Weekly Song Spotlight: Diablo – Mac Miller

Weekly Song Spotlight: Diablo - Mac Miller

Tristan Hasseman, Editor

Since its release on Soundcloud in 2014, Diablo by Mac Miller has been a key piece on Millers 2014 mixtape “Faces”.  One of the greatest mixtapes of all time, Faces was never put on streaming services as an album, only available in parts on Soundcloud and on physical copies via vinyl and CD.  The decision to originally release Faces as a mixtape gave Mac options, allowing him to do whatever he wanted and experiment with instrumentals without fear of copyright issues. With the posthumous reissue of Faces this year, the project has jumped into the charts and has regained popularity.

The beat on Diablo was created by Mac himself, under his producer pseudonym Larry Fisherman.  Sampling “In a Sentimental Mood” by Duke Ellington and John Coltrane, Miller utilizes classic jazz samples that are the foundation of Faces.  Mac introduces himself at the beginning of the track, referring to himself as the “Rap Diablo” which means rap devil.  People speculate this introduction as a direct contrast to Eminem, both of them being prominent white rappers.  But unlike Eminem who was the self proclaimed “Rap god” Mac claims to the the “Rap devil” right from the start.

Diablo is three minutes of intricate, witty lyrics strung between countless cultural references.  Mac’s delivery is fast but efficient, flowing smoothly between bars and ideas.  His verses are a stream of consciousness ranging from topics such as him reaching for a calm state of mind to contemplating his status as a celebrity and star.

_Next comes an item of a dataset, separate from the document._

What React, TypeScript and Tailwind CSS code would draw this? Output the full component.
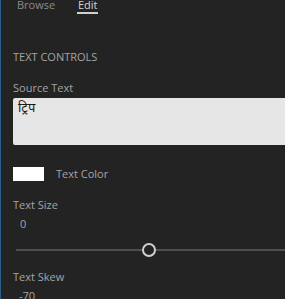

In the second and final verse of Diablo, Mac raps about the music industry and his mentality for success.   He understands that the race for success as an artist is a marathon, not a sprint.  And Mac knows this better than anyone else since he released five separate projects from 2011 to 2014.  That is an impressive feat when you realize those projects aren’t full of uncreative radio tailored songs but highly thought out personal songs.

Today Diablo and Faces are just as relevant as they were in 2014, and with Mac’s passing the message of many of the songs take a different meaning.  Unlike so many other songs that are forgotten within a year, Diablo’s ability to stay relevant and evolve with the times is the proof of its quality.